Arlinghaus, S. L. (2019). Set Theory. The Geographic Information Science & Technology Body of Knowledge (2nd Quarter 2019 Edition), John P. Wilson (Ed.). DOI: 10.22224/gistbok/2019.2.1

Chamberlin, D. D. (2012).  Early History of SQL. IEEE Annals of the History of Computing 34 (4): 78–82. DOI: 10.1109/MAHC.2012.61

Chamberlain, Donald, and R.F. Boyce (1974).  SEQUEL: A structured English query language. Proc. ACM-SIGMOD 1974, Workshop, Ann Arbor, Michigan, May, 1974

Codd, E.F. (1970).  A Relational Model of Data for Large Shared Data Banks” (Communications of the ACM 13(6): 377–387)

Hachadoorian, L. (2019). SQL Languages for GIS. The Geographic Information Science & Technology Body of Knowledge (1st Quarter 2019 Edition), John P. Wilson (Ed). DOI: 10.22224/gistbok/2019.1.7.

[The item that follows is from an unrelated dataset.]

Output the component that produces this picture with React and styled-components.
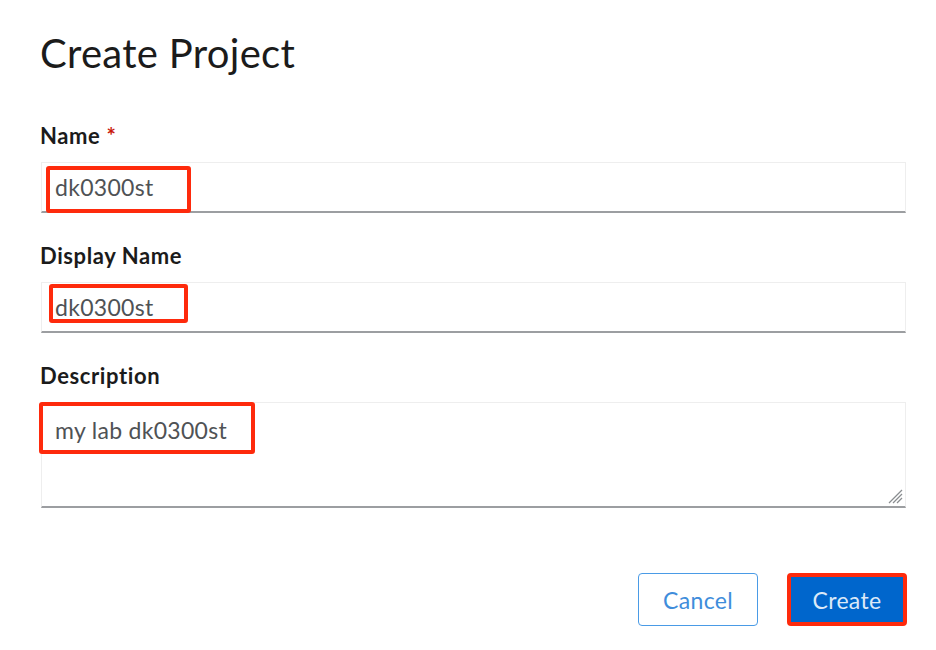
import styled, { createGlobalStyle } from "styled-components";

const Global = createGlobalStyle`
    html, body {
        margin: 0;
        padding: 0;
        background: #fff;
    }
    body {
        font-family: Lato, "Open Sans", "Liberation Sans", sans-serif;
        color: #151515;
    }
`

const Page = styled.div`
    width: 936px;
    height: 650px;
    box-sizing: border-box;
    padding: 30px 30px 0 40px;
    overflow: hidden;
`

const Title = styled.h1`
    margin: 0;
    font-size: 40px;
    line-height: 46px;
    letter-spacing: 0.3px;
    font-weight: 400;
    color: #1b1b1b;
`

const Form = styled.form`
    display: flex;
    flex-direction: column;
    gap: 30px;
    margin-top: 47px;
`

const Field = styled.div`
    display: flex;
    flex-direction: column;
`

const Label = styled.label`
    font-size: 22px;
    line-height: 26px;
    letter-spacing: 0.6px;
    font-weight: 700;
    color: #1b1b1b;
    margin-bottom: 13px;
`

const Required = styled.span`
    color: #c9190b;
    margin-left: 6px;
`

const Box = styled.div`
    position: relative;
    margin-left: 1px;
    height: ${p => p.$h}px;
    border: 1px solid #eeeeee;
    border-bottom: 2px solid #9c9ea1;
    box-sizing: border-box;
    background: #fff;
`

const TextInput = styled.input`
    width: 100%;
    height: 100%;
    box-sizing: border-box;
    border: 0;
    outline: none;
    padding: 0 13px;
    font-family: inherit;
    font-size: 23px;
    letter-spacing: 0.3px;
    color: #4f5255;
    background: transparent;
`

const TextArea = styled.textarea`
    width: 100%;
    height: 100%;
    box-sizing: border-box;
    border: 0;
    outline: none;
    resize: none;
    padding: 12px 13px;
    font-family: inherit;
    font-size: 23px;
    letter-spacing: 0.3px;
    line-height: 30px;
    color: #4f5255;
    background: transparent;
`

const Mark = styled.div`
    position: absolute;
    left: ${p => p.$x}px;
    top: ${p => p.$y}px;
    width: ${p => p.$w}px;
    height: ${p => p.$h}px;
    border: 4px solid #fe2a0c;
    border-radius: 3px;
    box-sizing: border-box;
    pointer-events: none;
`

const Grip = styled.svg`
    position: absolute;
    right: 2px;
    bottom: 2px;
`

const Actions = styled.div`
    display: flex;
    justify-content: flex-end;
    gap: 29px;
    margin-top: 35px;
    margin-right: -1px;
`

const Button = styled.button`
    width: 120px;
    height: 53px;
    box-sizing: border-box;
    border-radius: 4px;
    font-family: inherit;
    font-size: 23px;
    letter-spacing: 0.3px;
    cursor: pointer;
    border: ${p => p.$primary ? "4px solid #fe2a0c" : "1.5px solid #4a9be6"};
    background: ${p => p.$primary ? "#0066cc" : "#fff"};
    color: ${p => p.$primary ? "#dbe9f8" : "#3f8ddb"};
`

function App() {
    return (
        <Page>
            <Global />
            <Title>Create Project</Title>
            <Form>
                <Field>
                    <Label>Name<Required>*</Required></Label>
                    <Box $h={51}>
                        <TextInput defaultValue="dk0300st" readOnly />
                        <Mark $x={4} $y={3} $w={145} $h={47} />
                    </Box>
                </Field>
                <Field>
                    <Label>Display Name</Label>
                    <Box $h={51}>
                        <TextInput defaultValue="dk0300st" readOnly />
                        <Mark $x={7} $y={1} $w={139} $h={39} />
                    </Box>
                </Field>
                <Field>
                    <Label>Description</Label>
                    <Box $h={106}>
                        <TextArea defaultValue="my lab dk0300st" readOnly />
                        <Mark $x={-3} $y={-1} $w={216} $h={52} />
                        <Grip width="16" height="16" viewBox="0 0 16 16">
                            <g stroke="#8a8d90" strokeWidth="1.3">
                                <line x1="15" y1="2" x2="2" y2="15" />
                                <line x1="15" y1="6" x2="6" y2="15" />
                                <line x1="15" y1="10" x2="10" y2="15" />
                            </g>
                        </Grip>
                    </Box>
                </Field>
                <Actions>
                    <Button type="button">Cancel</Button>
                    <Button type="button" $primary>Create</Button>
                </Actions>
            </Form>
        </Page>
    )
}

export default App;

McGrew, J.C., Lembo, A.J., and Monroe, C. (2014) An Introduction to Statistical Program Solving in Geography.  Waveland Press.  

Learning Objectives: 
  • Create an SQL query to retrieve elements from a database table
  • Define basic terms of query processing (e.g., SQL,table join, group by, aggregate queries)
  • Explain the basic logic of SQL syntax
  • Demonstrate the basic syntactic structure of SQL
Instructional Assessment Questions: 
  1. Write SQL syntax to:
    1. Select all the records of the property table that were built after 1955.
    2. Find the sum of all assessment values for commercial properties.
    3. Find the sum of all assessments for each property type.
  2. What are some of the benefits of using SQL over writing a computer program?
  3. What was the original intention and primary audience of the SQL language, and how does that relate to GIS professionals today?
  4. What are some of the capabilities that SQL offers over a standard query wizard offered in GIS and business application software.
  5. List out the classical steps used in typical GIS product that would increase the property value by 25% for all properties that have a classification of Residential, and also a value over $50,000.  How would the same operation be accomplished with SQL?